Here the half-life is inversely proportional to the initial concentration. As the reaction proceeds and $[A]$ decreases, each successive half-life gets longer.

Zero-order:

$t_{1/2} = \frac{[A]_0}{2k}$

The half-life is directly proportional to $[A]_0$. Each successive half-life is shorter than the last because the concentration (and therefore the "new" $[A]_0$) keeps shrinking while the rate stays constant.

Half-Life Behavior by Order

How the half-life changes with concentration is itself a diagnostic tool:

• First-order (e.g., decomposition of $\text{N}_2\text{O}_5$): Measure half-lives at different starting concentrations. If they're all the same, the reaction is first-order.
• Second-order (e.g., dimerization reactions): Half-life gets longer as the reactant is consumed. Doubling $[A]_0$ cuts the half-life in half.
• Zero-order (e.g., enzyme-catalyzed reactions at substrate saturation): Half-life gets shorter as the reactant is consumed. Doubling $[A]_0$ doubles the half-life.

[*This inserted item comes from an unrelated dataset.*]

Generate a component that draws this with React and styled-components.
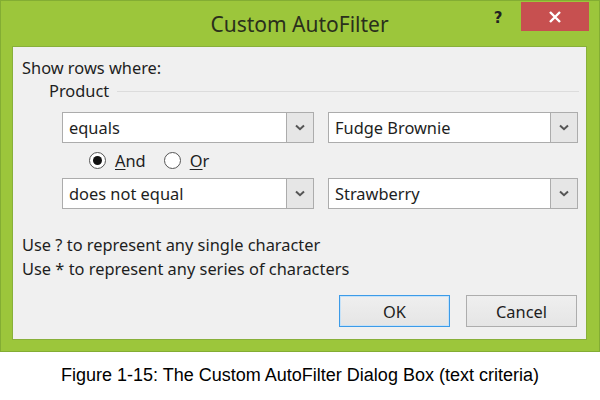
import React from "react";
import styled, { createGlobalStyle } from "styled-components";

const Global = createGlobalStyle`
  html, body { margin: 0; padding: 0; background: #ffffff; }
  body { font-family: "Noto Sans", "Open Sans", sans-serif; }
`;

const Page = styled.div`
  width: 600px;
  height: 400px;
  display: flex;
  flex-direction: column;
  background: #fff;
`;

const Window = styled.div`
  box-sizing: border-box;
  width: 600px;
  height: 352px;
  background: #9cc63b;
  border: 1px solid #83ad33;
  padding: 0 12px 11px 11px;
  display: flex;
  flex-direction: column;
`;

const TitleBar = styled.div`
  height: 45px;
  display: grid;
  grid-template-columns: 1fr auto 1fr;
  align-items: start;
`;

const Title = styled.div`
  grid-column: 2;
  font-family: "Noto Sans", "Open Sans", sans-serif;
  font-size: 21px;
  color: #2a2f1c;
  line-height: 24px;
  padding-top: 11px;
`;

const Controls = styled.div`
  grid-column: 3;
  justify-self: end;
  display: flex;
  align-items: start;
  margin-right: -2px;
  padding-top: 1px;
`;

const Help = styled.div`
  font-family: "DejaVu Sans", sans-serif;
  font-weight: bold;
  font-size: 15px;
  color: #222;
  width: 20px;
  text-align: center;
  margin-top: 7px;
  margin-right: 13px;
`;

const Close = styled.div`
  width: 68px;
  height: 29px;
  background: #c75050;
  display: flex;
  align-items: center;
  justify-content: center;
`;

const Content = styled.div`
  flex: 1;
  box-sizing: border-box;
  background: #f0f0f0;
  border: 1px solid #88b03a;
  padding: 11px 8px 11px 9px;
  display: flex;
  flex-direction: column;
  color: #1e1e1e;
  font-size: 16.4px;
`;

const Line = styled.div`
  line-height: ${(p) => p.$lh || 20}px;
  padding-left: ${(p) => p.$indent || 0}px;
  margin-top: ${(p) => p.$mt || 0}px;
  white-space: nowrap;
`;

const GroupHeader = styled.div`
  display: flex;
  align-items: center;
  line-height: 20px;
  margin-top: 3px;
  padding-left: 27px;
  gap: 8px;
`;

const Rule = styled.div`
  flex: 1;
  height: 1px;
  background: #dcdcdc;
  margin-right: -1px;
`;

const ComboRow = styled.div`
  display: flex;
  gap: 14px;
  padding-left: 40px;
  margin-top: ${(p) => p.$mt}px;
`;

const Combo = styled.div`
  box-sizing: border-box;
  width: ${(p) => p.$w}px;
  height: 31px;
  display: flex;
  border: 1px solid #acacac;
  background: #fff;
`;

const ComboText = styled.div`
  flex: 1;
  padding-left: 6px;
  line-height: 29px;
  white-space: nowrap;
`;

const ArrowBtn = styled.div`
  width: 26px;
  background: #e6e6e6;
  border-left: 1px solid #acacac;
  display: flex;
  align-items: center;
  justify-content: center;
`;

const RadioRow = styled.div`
  display: flex;
  align-items: center;
  gap: 18px;
  height: 20px;
  margin-top: 7px;
  padding-left: 67px;
`;

const RadioItem = styled.div`
  display: flex;
  align-items: center;
  gap: 9px;
`;

const Circle = styled.div`
  box-sizing: border-box;
  width: 17px;
  height: 17px;
  border-radius: 50%;
  border: 1px solid #555;
  background: #fff;
  display: flex;
  align-items: center;
  justify-content: center;
  &::after {
    content: "";
    display: ${(p) => (p.$on ? "block" : "none")};
    width: 9px;
    height: 9px;
    border-radius: 50%;
    background: #111;
  }
`;

const U = styled.span`
  text-decoration: underline;
  text-underline-offset: 2px;
`;

const ButtonRow = styled.div`
  display: flex;
  justify-content: flex-end;
  gap: 16px;
  margin-top: 14px;
  padding-right: 1px;
`;

const Button = styled.div`
  box-sizing: border-box;
  width: 111px;
  height: 32px;
  border: 1px solid ${(p) => (p.$default ? "#3c9be8" : "#adadad")};
  box-shadow: ${(p) => (p.$default ? "inset 0 0 0 1px #c6e2f8" : "none")};
  background: linear-gradient(#efefef, #e5e5e5);
  display: flex;
  align-items: center;
  justify-content: center;
  font-size: 16.4px;
  color: #1e1e1e;
`;

const Caption = styled.div`
  flex: 1;
  display: flex;
  align-items: center;
  justify-content: center;
  font-family: "Liberation Sans", Arial, sans-serif;
  font-size: 18px;
  color: #000;
  padding-bottom: 2px;
`;

const Chevron = () => (
  <svg width="10" height="7" viewBox="0 0 10 7">
    <path d="M1 1.5 L5 5.2 L9 1.5" fill="none" stroke="#555" strokeWidth="2" />
  </svg>
);

const X = () => (
  <svg width="14" height="14" viewBox="0 0 14 14">
    <path d="M2 2 L12 12 M12 2 L2 12" stroke="#fff" strokeWidth="2.4" />
  </svg>
);

export default function App() {
  return (
    <Page>
      <Global />
      <Window>
        <TitleBar>
          <Title>Custom AutoFilter</Title>
          <Controls>
            <Help>?</Help>
            <Close>
              <X />
            </Close>
          </Controls>
        </TitleBar>
        <Content>
          <Line>Show rows where:</Line>
          <GroupHeader>
            <span>Product</span>
            <Rule />
          </GroupHeader>
          <ComboRow $mt={11}>
            <Combo $w={252}>
              <ComboText>equals</ComboText>
              <ArrowBtn>
                <Chevron />
              </ArrowBtn>
            </Combo>
            <Combo $w={250}>
              <ComboText>Fudge Brownie</ComboText>
              <ArrowBtn>
                <Chevron />
              </ArrowBtn>
            </Combo>
          </ComboRow>
          <RadioRow>
            <RadioItem>
              <Circle $on />
              <span>
                <U>A</U>nd
              </span>
            </RadioItem>
            <RadioItem>
              <Circle />
              <span>
                <U>O</U>r
              </span>
            </RadioItem>
          </RadioRow>
          <ComboRow $mt={8}>
            <Combo $w={252}>
              <ComboText>does not equal</ComboText>
              <ArrowBtn>
                <Chevron />
              </ArrowBtn>
            </Combo>
            <Combo $w={250}>
              <ComboText>Strawberry</ComboText>
              <ArrowBtn>
                <Chevron />
              </ArrowBtn>
            </Combo>
          </ComboRow>
          <Line $mt={24} $lh={24}>Use ? to represent any single character</Line>
          <Line $lh={24}>Use * to represent any series of characters</Line>
          <ButtonRow>
            <Button $default>OK</Button>
            <Button>Cancel</Button>
          </ButtonRow>
        </Content>
      </Window>
      <Caption>Figure 1-15: The Custom AutoFilter Dialog Box (text criteria)</Caption>
    </Page>
  );
}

Reaction Order Analysis with Integrated Rate Laws

Graphical Analysis

The most reliable way to determine reaction order from experimental data is to make three plots and see which one gives a straight line.

1. Plot $[A]$ vs. $t$. If this is linear, the reaction is zero-order. The slope equals $-k$.
2. Plot $\ln[A]$ vs. $t$. If this is linear, the reaction is first-order. The slope equals $-k$.
3. Plot $\frac{1}{[A]}$ vs. $t$. If this is linear, the reaction is second-order. The slope equals $+k$.

Only one of these three plots will be linear (assuming the reaction cleanly follows a single order). The y-intercept in each case gives you the corresponding function of $[A]_0$ (i.e., $[A]_0$, $\ln[A]_0$, or $\frac{1}{[A]_0}$).

Confirming Reaction Order

Graphical analysis gives you the order, but it's good practice to confirm with half-life data. Run the reaction at two or more different initial concentrations and compare the measured half-lives:

• If $t_{1/2}$ stays constant across different $[A]_0$ values, the reaction is first-order.
• If $t_{1/2}$ is inversely proportional to $[A]_0$, the reaction is second-order.
• If $t_{1/2}$ is directly proportional to $[A]_0$, the reaction is zero-order.

As a concrete example, consider the gas-phase decomposition of $\text{N}_2\text{O}_5$. Plotting $\ln[\text{N}_2\text{O}_5]$ vs. time produces a straight line, while the other two plots curve. The measured half-life is approximately 22 minutes regardless of whether you start with 0.020 M or 0.010 M. Both observations confirm first-order kinetics, and the rate constant can be read directly from the slope of the linear plot: $k = 3.2 \times 10^{-2}\;\text{min}^{-1}$.